[EXERCISE AIM] Return each line that holds the word "styles".

[SUPPLIED DATA]
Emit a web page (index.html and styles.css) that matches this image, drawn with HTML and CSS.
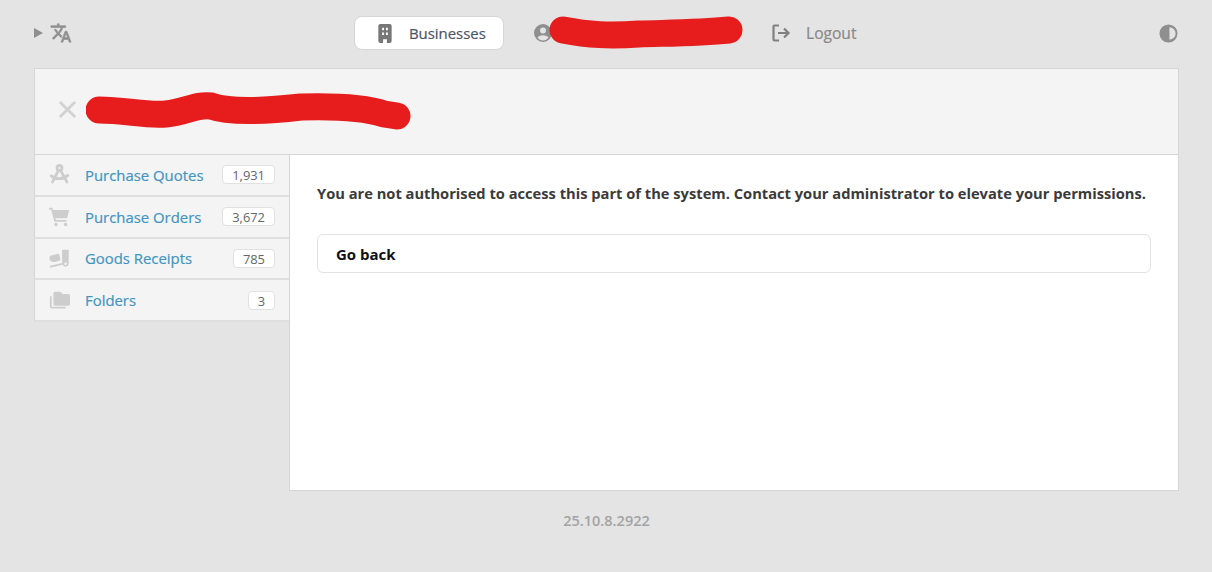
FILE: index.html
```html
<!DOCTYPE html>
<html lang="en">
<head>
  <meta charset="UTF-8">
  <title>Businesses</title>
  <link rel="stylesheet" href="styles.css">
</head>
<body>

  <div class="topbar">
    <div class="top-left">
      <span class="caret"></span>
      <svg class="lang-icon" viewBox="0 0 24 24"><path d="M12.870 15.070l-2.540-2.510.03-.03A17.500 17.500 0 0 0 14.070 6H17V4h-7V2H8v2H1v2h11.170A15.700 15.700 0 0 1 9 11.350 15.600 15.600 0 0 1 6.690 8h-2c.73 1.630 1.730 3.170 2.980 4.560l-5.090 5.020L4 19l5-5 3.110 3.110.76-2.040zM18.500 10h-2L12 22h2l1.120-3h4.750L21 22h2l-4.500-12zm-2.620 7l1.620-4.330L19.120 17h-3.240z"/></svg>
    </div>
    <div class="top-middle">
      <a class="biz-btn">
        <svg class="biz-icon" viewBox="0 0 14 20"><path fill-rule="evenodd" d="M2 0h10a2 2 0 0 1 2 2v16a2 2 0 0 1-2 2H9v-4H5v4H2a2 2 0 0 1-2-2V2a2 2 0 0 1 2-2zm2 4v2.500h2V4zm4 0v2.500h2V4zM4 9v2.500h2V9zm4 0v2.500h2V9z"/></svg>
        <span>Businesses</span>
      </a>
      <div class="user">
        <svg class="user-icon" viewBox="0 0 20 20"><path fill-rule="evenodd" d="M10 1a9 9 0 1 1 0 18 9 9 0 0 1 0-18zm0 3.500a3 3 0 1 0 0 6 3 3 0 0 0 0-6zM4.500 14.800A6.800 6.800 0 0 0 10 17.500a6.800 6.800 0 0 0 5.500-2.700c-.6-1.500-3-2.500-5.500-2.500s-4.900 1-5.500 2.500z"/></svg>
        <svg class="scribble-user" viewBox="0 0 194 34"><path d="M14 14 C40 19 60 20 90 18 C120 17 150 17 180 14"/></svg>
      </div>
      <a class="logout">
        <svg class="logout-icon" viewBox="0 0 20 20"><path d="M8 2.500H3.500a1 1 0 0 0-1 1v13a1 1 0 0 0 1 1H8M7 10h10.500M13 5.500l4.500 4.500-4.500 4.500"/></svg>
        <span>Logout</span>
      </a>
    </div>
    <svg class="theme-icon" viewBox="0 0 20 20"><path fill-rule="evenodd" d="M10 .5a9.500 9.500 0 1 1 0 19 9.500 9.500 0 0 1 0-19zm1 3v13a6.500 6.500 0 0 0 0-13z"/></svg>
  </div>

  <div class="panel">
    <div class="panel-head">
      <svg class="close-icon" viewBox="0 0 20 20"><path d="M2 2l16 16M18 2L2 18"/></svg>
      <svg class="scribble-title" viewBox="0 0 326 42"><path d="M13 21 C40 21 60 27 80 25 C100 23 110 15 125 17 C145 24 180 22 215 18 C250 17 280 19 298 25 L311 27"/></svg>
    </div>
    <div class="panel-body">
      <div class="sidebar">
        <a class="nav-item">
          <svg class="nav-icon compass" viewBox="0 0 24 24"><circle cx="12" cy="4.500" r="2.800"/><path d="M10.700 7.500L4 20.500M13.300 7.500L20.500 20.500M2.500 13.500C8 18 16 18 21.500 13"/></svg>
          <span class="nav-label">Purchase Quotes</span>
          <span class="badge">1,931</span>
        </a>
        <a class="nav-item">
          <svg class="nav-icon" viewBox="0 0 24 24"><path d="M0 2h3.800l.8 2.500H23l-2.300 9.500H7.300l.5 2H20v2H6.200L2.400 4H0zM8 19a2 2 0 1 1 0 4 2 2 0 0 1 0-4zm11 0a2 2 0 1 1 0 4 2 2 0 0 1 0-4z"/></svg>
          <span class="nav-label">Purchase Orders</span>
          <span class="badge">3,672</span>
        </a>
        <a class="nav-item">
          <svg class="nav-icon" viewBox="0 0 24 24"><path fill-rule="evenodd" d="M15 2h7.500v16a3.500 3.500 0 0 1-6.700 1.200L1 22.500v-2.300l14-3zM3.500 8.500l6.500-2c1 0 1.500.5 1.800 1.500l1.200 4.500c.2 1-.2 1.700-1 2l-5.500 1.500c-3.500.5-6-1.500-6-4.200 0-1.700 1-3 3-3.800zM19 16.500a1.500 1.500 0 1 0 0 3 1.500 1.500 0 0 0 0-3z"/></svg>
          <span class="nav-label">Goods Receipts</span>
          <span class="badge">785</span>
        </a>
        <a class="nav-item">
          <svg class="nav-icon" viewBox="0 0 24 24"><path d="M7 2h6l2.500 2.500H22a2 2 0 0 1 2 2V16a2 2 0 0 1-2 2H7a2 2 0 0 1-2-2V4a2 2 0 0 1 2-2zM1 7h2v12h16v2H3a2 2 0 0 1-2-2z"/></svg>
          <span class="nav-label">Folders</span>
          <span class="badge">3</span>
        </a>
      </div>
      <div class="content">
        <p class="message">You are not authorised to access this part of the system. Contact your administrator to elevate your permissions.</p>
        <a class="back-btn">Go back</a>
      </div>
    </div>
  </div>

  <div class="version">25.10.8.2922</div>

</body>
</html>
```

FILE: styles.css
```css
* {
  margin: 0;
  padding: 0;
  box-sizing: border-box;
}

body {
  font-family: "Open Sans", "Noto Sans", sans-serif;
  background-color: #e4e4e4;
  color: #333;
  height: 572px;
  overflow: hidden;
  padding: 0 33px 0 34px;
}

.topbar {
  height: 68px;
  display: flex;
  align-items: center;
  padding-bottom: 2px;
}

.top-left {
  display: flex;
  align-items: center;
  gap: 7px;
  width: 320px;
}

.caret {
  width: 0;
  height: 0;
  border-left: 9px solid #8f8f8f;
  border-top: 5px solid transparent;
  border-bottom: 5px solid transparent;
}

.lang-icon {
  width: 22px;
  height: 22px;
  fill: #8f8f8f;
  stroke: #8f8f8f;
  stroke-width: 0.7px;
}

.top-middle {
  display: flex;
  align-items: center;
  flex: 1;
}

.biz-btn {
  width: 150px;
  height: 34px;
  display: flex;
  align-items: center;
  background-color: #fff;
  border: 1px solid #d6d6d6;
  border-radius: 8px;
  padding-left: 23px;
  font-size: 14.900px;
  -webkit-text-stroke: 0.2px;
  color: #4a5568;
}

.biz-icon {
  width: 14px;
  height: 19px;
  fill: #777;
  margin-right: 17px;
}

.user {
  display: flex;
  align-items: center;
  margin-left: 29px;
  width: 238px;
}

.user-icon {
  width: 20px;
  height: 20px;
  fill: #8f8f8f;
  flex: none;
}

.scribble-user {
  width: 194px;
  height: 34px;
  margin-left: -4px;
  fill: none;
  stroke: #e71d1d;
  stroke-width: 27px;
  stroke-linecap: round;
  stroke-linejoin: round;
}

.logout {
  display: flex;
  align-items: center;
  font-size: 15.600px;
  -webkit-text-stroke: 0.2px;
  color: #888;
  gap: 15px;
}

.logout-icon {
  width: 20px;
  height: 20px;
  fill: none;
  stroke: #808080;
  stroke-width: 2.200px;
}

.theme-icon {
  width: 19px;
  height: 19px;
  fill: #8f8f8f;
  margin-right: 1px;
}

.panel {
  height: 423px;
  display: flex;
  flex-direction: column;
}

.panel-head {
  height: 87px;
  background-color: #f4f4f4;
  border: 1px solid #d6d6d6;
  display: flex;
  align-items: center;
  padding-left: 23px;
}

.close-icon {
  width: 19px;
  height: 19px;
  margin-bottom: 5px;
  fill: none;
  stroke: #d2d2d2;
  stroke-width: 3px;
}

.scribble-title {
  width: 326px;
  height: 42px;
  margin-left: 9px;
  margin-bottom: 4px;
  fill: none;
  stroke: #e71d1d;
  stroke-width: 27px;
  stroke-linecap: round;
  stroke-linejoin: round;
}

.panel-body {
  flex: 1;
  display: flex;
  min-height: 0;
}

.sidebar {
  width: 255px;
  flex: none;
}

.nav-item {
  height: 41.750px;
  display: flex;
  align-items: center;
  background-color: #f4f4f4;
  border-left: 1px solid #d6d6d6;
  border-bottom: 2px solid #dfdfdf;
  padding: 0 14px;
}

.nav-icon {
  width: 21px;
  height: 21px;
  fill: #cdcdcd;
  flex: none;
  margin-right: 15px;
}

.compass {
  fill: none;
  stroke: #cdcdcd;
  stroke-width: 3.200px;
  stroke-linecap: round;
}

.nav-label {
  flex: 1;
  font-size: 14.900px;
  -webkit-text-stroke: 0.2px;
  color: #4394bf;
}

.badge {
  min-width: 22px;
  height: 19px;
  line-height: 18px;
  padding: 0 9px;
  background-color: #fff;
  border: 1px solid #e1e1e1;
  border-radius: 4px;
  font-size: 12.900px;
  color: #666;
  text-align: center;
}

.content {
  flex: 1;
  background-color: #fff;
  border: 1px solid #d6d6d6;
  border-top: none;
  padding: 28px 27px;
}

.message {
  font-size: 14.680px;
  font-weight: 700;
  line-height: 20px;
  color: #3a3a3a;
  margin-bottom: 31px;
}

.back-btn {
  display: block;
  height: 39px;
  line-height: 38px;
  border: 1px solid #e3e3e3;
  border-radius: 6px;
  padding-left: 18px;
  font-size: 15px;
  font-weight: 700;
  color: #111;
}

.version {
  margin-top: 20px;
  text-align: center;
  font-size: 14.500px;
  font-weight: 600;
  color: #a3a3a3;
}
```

[EXERCISE SOLUTION]
Emit a web page (index.html and styles.css) that matches this image, drawn with HTML and CSS.
  <link rel="stylesheet" href="styles.css">
FILE: styles.css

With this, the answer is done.